— START DATA LINES —
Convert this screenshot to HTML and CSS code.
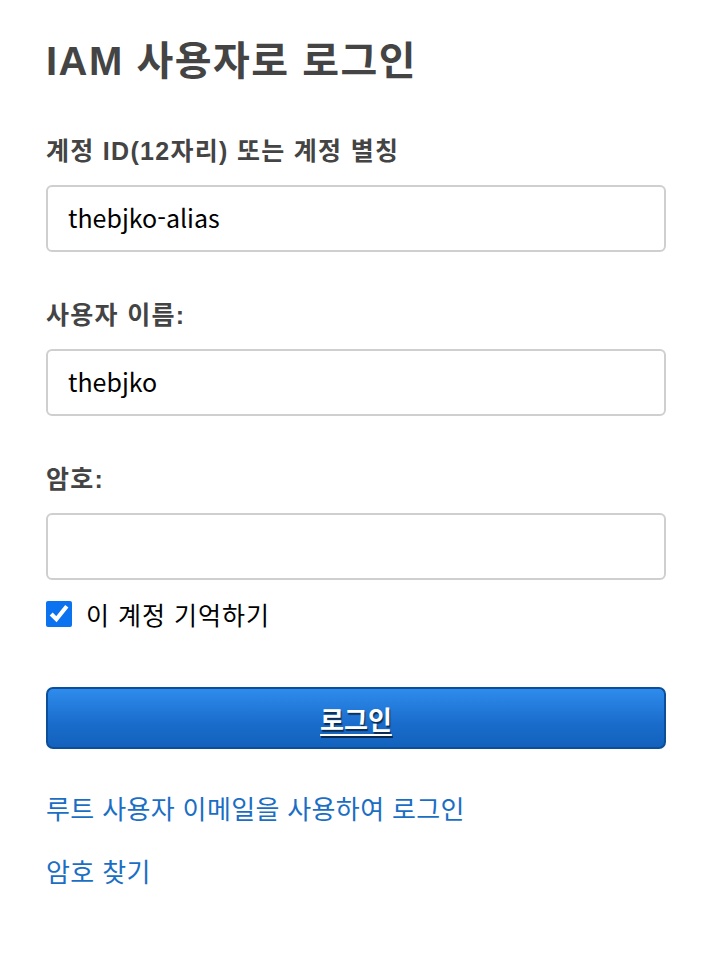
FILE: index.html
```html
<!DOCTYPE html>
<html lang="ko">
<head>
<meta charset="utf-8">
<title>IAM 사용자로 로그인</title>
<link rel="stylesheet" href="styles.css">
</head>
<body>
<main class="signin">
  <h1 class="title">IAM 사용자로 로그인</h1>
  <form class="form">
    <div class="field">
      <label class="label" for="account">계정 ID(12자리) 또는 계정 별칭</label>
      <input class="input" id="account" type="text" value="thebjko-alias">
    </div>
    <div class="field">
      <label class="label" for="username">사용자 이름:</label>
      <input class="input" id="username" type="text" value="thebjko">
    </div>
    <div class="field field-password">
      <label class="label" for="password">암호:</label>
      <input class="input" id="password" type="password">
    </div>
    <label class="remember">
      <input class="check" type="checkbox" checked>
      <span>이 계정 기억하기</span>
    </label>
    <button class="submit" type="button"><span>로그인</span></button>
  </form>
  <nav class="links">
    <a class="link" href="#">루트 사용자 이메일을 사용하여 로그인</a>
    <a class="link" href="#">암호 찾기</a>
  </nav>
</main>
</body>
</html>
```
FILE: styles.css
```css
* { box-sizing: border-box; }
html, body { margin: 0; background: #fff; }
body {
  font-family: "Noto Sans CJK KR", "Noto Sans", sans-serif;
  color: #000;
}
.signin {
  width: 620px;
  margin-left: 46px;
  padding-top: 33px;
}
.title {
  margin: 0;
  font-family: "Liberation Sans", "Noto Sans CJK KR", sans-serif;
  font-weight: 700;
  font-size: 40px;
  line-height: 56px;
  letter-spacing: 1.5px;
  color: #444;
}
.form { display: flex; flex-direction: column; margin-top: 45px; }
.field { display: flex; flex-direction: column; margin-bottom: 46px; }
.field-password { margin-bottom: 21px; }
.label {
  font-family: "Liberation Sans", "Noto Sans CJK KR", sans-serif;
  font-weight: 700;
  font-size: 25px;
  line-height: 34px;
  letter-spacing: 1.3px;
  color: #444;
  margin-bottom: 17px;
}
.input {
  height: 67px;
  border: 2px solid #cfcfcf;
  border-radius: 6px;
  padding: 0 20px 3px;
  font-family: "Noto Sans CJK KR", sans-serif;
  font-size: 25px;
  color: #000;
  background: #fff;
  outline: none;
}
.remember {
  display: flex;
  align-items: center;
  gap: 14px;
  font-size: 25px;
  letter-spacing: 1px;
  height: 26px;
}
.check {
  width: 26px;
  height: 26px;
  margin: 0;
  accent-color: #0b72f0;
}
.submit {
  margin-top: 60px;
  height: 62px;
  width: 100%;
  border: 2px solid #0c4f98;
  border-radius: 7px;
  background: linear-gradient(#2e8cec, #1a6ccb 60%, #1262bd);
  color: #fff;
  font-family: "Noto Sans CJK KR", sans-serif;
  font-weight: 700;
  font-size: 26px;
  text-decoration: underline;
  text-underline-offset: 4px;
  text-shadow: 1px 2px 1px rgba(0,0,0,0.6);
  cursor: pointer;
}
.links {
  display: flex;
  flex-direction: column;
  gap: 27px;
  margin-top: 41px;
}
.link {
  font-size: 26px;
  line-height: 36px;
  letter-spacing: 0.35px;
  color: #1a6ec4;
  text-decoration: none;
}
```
— END DATA LINES —
__WHAT THIS TASK INVOLVES__.
Print the listing above in full, exactly as written. Omit any pictures.

__FINAL RESULT__.
Convert this screenshot to HTML and CSS code.
FILE: index.html
```html
<!DOCTYPE html>
<html lang="ko">
<head>
<meta charset="utf-8">
<title>IAM 사용자로 로그인</title>
<link rel="stylesheet" href="styles.css">
</head>
<body>
<main class="signin">
  <h1 class="title">IAM 사용자로 로그인</h1>
  <form class="form">
    <div class="field">
      <label class="label" for="account">계정 ID(12자리) 또는 계정 별칭</label>
      <input class="input" id="account" type="text" value="thebjko-alias">
    </div>
    <div class="field">
      <label class="label" for="username">사용자 이름:</label>
      <input class="input" id="username" type="text" value="thebjko">
    </div>
    <div class="field field-password">
      <label class="label" for="password">암호:</label>
      <input class="input" id="password" type="password">
    </div>
    <label class="remember">
      <input class="check" type="checkbox" checked>
      <span>이 계정 기억하기</span>
    </label>
    <button class="submit" type="button"><span>로그인</span></button>
  </form>
  <nav class="links">
    <a class="link" href="#">루트 사용자 이메일을 사용하여 로그인</a>
    <a class="link" href="#">암호 찾기</a>
  </nav>
</main>
</body>
</html>
```
FILE: styles.css
```css
* { box-sizing: border-box; }
html, body { margin: 0; background: #fff; }
body {
  font-family: "Noto Sans CJK KR", "Noto Sans", sans-serif;
  color: #000;
}
.signin {
  width: 620px;
  margin-left: 46px;
  padding-top: 33px;
}
.title {
  margin: 0;
  font-family: "Liberation Sans", "Noto Sans CJK KR", sans-serif;
  font-weight: 700;
  font-size: 40px;
  line-height: 56px;
  letter-spacing: 1.5px;
  color: #444;
}
.form { display: flex; flex-direction: column; margin-top: 45px; }
.field { display: flex; flex-direction: column; margin-bottom: 46px; }
.field-password { margin-bottom: 21px; }
.label {
  font-family: "Liberation Sans", "Noto Sans CJK KR", sans-serif;
  font-weight: 700;
  font-size: 25px;
  line-height: 34px;
  letter-spacing: 1.3px;
  color: #444;
  margin-bottom: 17px;
}
.input {
  height: 67px;
  border: 2px solid #cfcfcf;
  border-radius: 6px;
  padding: 0 20px 3px;
  font-family: "Noto Sans CJK KR", sans-serif;
  font-size: 25px;
  color: #000;
  background: #fff;
  outline: none;
}
.remember {
  display: flex;
  align-items: center;
  gap: 14px;
  font-size: 25px;
  letter-spacing: 1px;
  height: 26px;
}
.check {
  width: 26px;
  height: 26px;
  margin: 0;
  accent-color: #0b72f0;
}
.submit {
  margin-top: 60px;
  height: 62px;
  width: 100%;
  border: 2px solid #0c4f98;
  border-radius: 7px;
  background: linear-gradient(#2e8cec, #1a6ccb 60%, #1262bd);
  color: #fff;
  font-family: "Noto Sans CJK KR", sans-serif;
  font-weight: 700;
  font-size: 26px;
  text-decoration: underline;
  text-underline-offset: 4px;
  text-shadow: 1px 2px 1px rgba(0,0,0,0.6);
  cursor: pointer;
}
.links {
  display: flex;
  flex-direction: column;
  gap: 27px;
  margin-top: 41px;
}
.link {
  font-size: 26px;
  line-height: 36px;
  letter-spacing: 0.35px;
  color: #1a6ec4;
  text-decoration: none;
}
```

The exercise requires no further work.